Sono questi i motivi principali per cui ancora oggi possiamo parlare di un album rivoluzionario, nello spettro più ampio che si possa dare al significato di questa parola. Padre fondatore di un genere che ha ispirato decine e decine di band negli anni a venire e che ancora oggi fatica a passare di moda, “Rage Against The Machine” è un manifesto musicale, politico e sociale che azzera i compromessi e lancia bombe a mano sull’ipocrisia del sistema a stelle e strisce, evidenziando tutte le menzogne e le falsità su cui si basa il Sogno Americano, rappresentato più come un gabbiano morente coperto di petrolio che come un’aquila fiera che vola nel cielo azzurro.

Tutte le problematiche vengono messe nero su bianco e sono magnificamente intrecciate con un’impalcatura musicale che ne amplificano il significato. La sezione ritmica di Tim Commerford e Brad Wilk secca, essenziale e granitica fa da base alle funamboliche evoluzioni di Tom Morello, che fonda uno stile unico fatto di riff tritaossa, feedback e suoni che si fa fatica a credere possano provenire da una chitarra e un amplificatore. A questo proposito fa riflettere il messaggio che i quattro hanno voluto scrivere a chiare lettere alla fine del booklet: “No samples, keyboards or synthesizers used in the making of this recording”, una dichiarazione di autenticità e genuinità, che viene anche ripresa nel testo dell’ultima traccia “Freedom” (“All live, never on a floppy disk”). L’urlo che dà vita alla chiamata alle armi è però la rabbiosa perfomance del poeta di strada Zack De La Rocha, che supera il concetto di rap e di interpretazione del brani, vomitando nel microfono tutto il malessere causato nel contesto in cui la band è cresciuta e vive.

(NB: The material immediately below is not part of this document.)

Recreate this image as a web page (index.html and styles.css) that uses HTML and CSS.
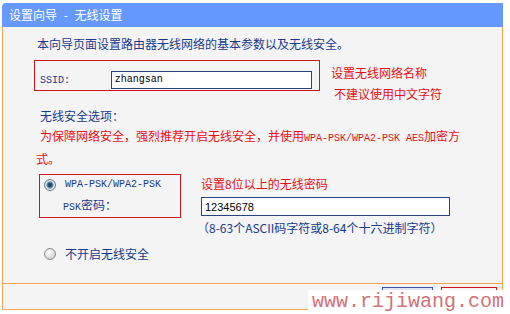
FILE: index.html
```html
<!DOCTYPE html>
<html lang="zh-CN">
<head>
  <meta charset="UTF-8" />
  <title>设置向导 - 无线设置</title>
  <link rel="stylesheet" href="styles.css">
</head>
<body>

<div class="wizard">
  <div class="title">设置向导 - 无线设置</div>

  <div class="panel">
    <div class="intro">本向导页面设置路由器无线网络的基本参数以及无线安全。</div>

    <div class="row">
      <div class="mark-box ssid-box">
        <label class="mono ssid-label">SSID:</label>
        <input type="text" class="field ssid-field" value="zhangsan">
      </div>
      <div class="notes">
        <div class="note">设置无线网络名称</div>
        <div class="note note-second">不建议使用中文字符</div>
      </div>
    </div>

    <div class="heading">无线安全选项：</div>
    <div class="warning">为保障网络安全，强烈推荐开启无线安全，并使用<span class="mono">WPA-PSK/WPA2-PSK AES</span>加密方式。</div>

    <div class="row psk-row">
      <div class="mark-box psk-box">
        <div class="option">
          <span class="radio on"></span>
          <span class="mono">WPA-PSK/WPA2-PSK</span>
        </div>
        <div class="psk-label"><span class="mono">PSK</span>密码：</div>
      </div>
      <div class="psk-col">
        <div class="note">设置8位以上的无线密码</div>
        <input type="text" class="field psk-field" value="12345678">
        <div class="hint">（8-63个ASCII码字符或8-64个十六进制字符）</div>
      </div>
    </div>

    <div class="option off-option">
      <span class="radio"></span>
      <span>不开启无线安全</span>
    </div>
  </div>

  <div class="bar">
    <button class="btn btn-back">上一步</button>
    <button class="btn btn-next">下一步</button>
  </div>
</div>

<div class="watermark">www.rijiwang.com</div>

</body>
</html>
```

FILE: styles.css
```css
body {
  margin: 0;
  background: #fff;
  font-family: "Noto Sans CJK SC", sans-serif;
  font-size: 12px;
  line-height: 16px;
  color: #183a8a;
}

.mono {
  font-family: "Liberation Mono", "Noto Sans CJK SC", monospace;
  font-size: 10px;
}

.wizard {
  width: 501px;
  margin: 3px 0 0 2px;
}

.title {
  height: 24px;
  line-height: 24px;
  padding-left: 7px;
  background: #6699ff;
  color: #fff;
  border-radius: 4px 0 0 0;
  word-spacing: 4px;
}

.panel {
  height: 256px;
  padding-left: 31px;
  background: #f4f4f4;
  border-left: 1px solid #f5a352;
  border-right: 1px solid #f5a352;
  overflow: hidden;
}

.intro {
  margin: 9px 0 0 3px;
}

.row {
  display: flex;
  align-items: flex-start;
}

.intro + .row {
  margin-top: 8px;
}

.mark-box {
  border: 1px solid #d0141c;
}

.ssid-box {
  width: 272px;
  height: 21px;
  display: flex;
  align-items: center;
  padding: 8px 7px 0 5px;
}

.ssid-label {
  width: 71px;
  padding-top: 2px;
}

.field {
  height: 18px;
  padding: 0 3px;
  margin: 0;
  border: 1px solid #26427f;
  background: #fff;
  color: #000;
  box-sizing: border-box;
  outline: none;
}

.ssid-field {
  width: 202px;
  font-family: "Liberation Mono", monospace;
  font-size: 10px;
}

.notes {
  margin-left: 11px;
}

.note {
  margin-top: 5px;
  color: #e60f14;
}

.note-second {
  margin-left: 3px;
}

.heading {
  margin: 6px 0 0 6px;
}

.warning {
  width: 440px;
  margin: 2px 0 0 2px;
  line-height: 20px;
  text-indent: 4px;
  color: #e60f14;
}

.psk-row {
  margin: 5px 0 0 5px;
}

.psk-box {
  width: 142px;
  height: 44px;
  padding: 2px 0 4px 4px;
  box-sizing: border-box;
}

.option {
  display: flex;
  align-items: center;
}

.radio {
  width: 12px;
  height: 12px;
  margin-right: 9px;
  border-radius: 50%;
  border: 1px solid #8c8c8c;
  box-sizing: border-box;
  background: radial-gradient(circle at 40% 35%, #ffffff, #d2d2d2 70%, #b8b8b8);
}

.radio.on {
  border-color: #6e7f8c;
  background: radial-gradient(circle, #163e5c 0, #2c5f80 2.2px, #8fb0c4 3.4px, #e8eef2 4.2px, #c3cbd1 6px);
}

.psk-label {
  margin: 4px 0 0 19px;
}

.psk-col {
  margin-left: 20px;
  padding-top: 2px;
}

.psk-col .note {
  margin-top: 0;
}

.psk-field {
  display: block;
  width: 249px;
  height: 19px;
  margin-top: 5px;
  font-family: "Liberation Sans", sans-serif;
  font-size: 11px;
}

.hint {
  margin: 4px 0 0 -4px;
}

.off-option {
  margin: 10px 0 0 10px;
}

.bar {
  height: 27px;
  padding: 3px 5px 0 0;
  box-sizing: border-box;
  display: flex;
  justify-content: flex-end;
  gap: 8px;
  background: #f4f4f4;
  border: 1px solid #f5a352;
}

.btn {
  height: 20px;
  padding: 0;
  font-family: "Noto Sans CJK SC", sans-serif;
  font-size: 12px;
  color: #000;
  line-height: 18px;
}

.btn-back {
  width: 51px;
  background: #dfe3f5;
  border: 1px solid #3a58a8;
}

.btn-next {
  width: 56px;
  background: #f6f6f6;
  border: 1px solid #d0141c;
}

.watermark {
  position: absolute;
  left: 308px;
  top: 290px;
  width: 198px;
  height: 24px;
  padding-left: 4px;
  background: #fff;
  font-family: "Liberation Mono", monospace;
  font-size: 20px;
  line-height: 24px;
  color: #d0737a;
}
```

La versatilità del cantante viene fuori maggiormente in pezzi come “Wake Up” e “Bullet In The Head”, in cui si passa da strofe puramente hip hop (intervallate dalle sincopi chitarristiche di Morello) ad esplosioni finali fatte di urla totalmente fuori controllo. Siamo oltre il concetto di tecniche di canto, ci troviamo davanti alla lucida follia di una persona che vuole abbattere lo status quo, senza sentire ragioni nè compromessi.

I Rage Against The Machine si guardano intorno e descrivono una realtà fatta di abuso di potere e brutalità, come sbraitato nella leggendaria “Killing In The Name”, un sistema che impedisce ad una buona fetta di cittadini di migliorare la propria condizione sociale (“Settle For Nothing”) e che preferisce indottrinare piuttosto che spiegare (“Take The Power Back”, “Know Your Enemy”). Ma oltre a denunciare, la band chiama metaforicamente alle armi il popolo: sono tanti i versi che mostrano voglia di ribellione e in certi casi prendono ispirazione dalle figure di attivisti martiri come Malcolm X e Martin Luther King. È proprio la devastante “Wake Up” a chiudersi con una citazione tratta dal discorso del Pastore a Montgomery, che promette fuoco e fiamme (“How long? Not long / ‘Cause what you reap is what you sow”).

Ma la spietata fotografia non si limita ai confini statuinitensi e critica aspramente anche la politica internazionale dello Zio Sam: il video musicale di “Bombtrack” – che apre l’album esemplificando perfettamente il titolo –, mostra supporto per il gruppo rivoluzionario peruviano Sendero Luminoso, mentre la conclusiva “Freedom” è un tributo a Leonard Peltier, attivista per i diritti dei Nativi Americani, a cui è stato dato l’ergastolo per l’omicidio di due agenti dell’FBI dopo un processo in cui sono molti i dubbi e i sospetti circa la fabbricazione di prove e testimonianze irregolari. Ma a questo proposito, l’immagine più iconica di “Rage Against The Machine” è la sconvolgente copertina, una foto scattata al monaco buddista vietnamita Thích Quảng Đức mentre, nella posizione del loto, si dà fuoco per protestare contro le imposizioni religiose e la dittatura perpetrate dal Presidente dell’allora Vietnam del Sud, alleato degli Stati Uniti. Un’istantanea dall’impatto devastante, capace di catturare ed esprimere musica e tematiche di un album immortale.

“Anger is a gift”

Questa è l’iconica frase che viene sussurrata prima del ritornello di “Freedom” ed è ciò che i Rage Against The Machine vogliono comunicare maggiormente con questo esordio leggendario. Il messaggio è chiaro ancora oggi, come era chiaro nel 1992: le cose non vanno bene, incazzatevi e sovvertite l’ordine delle cose. È cambiato qualcosa in questi 30 anni?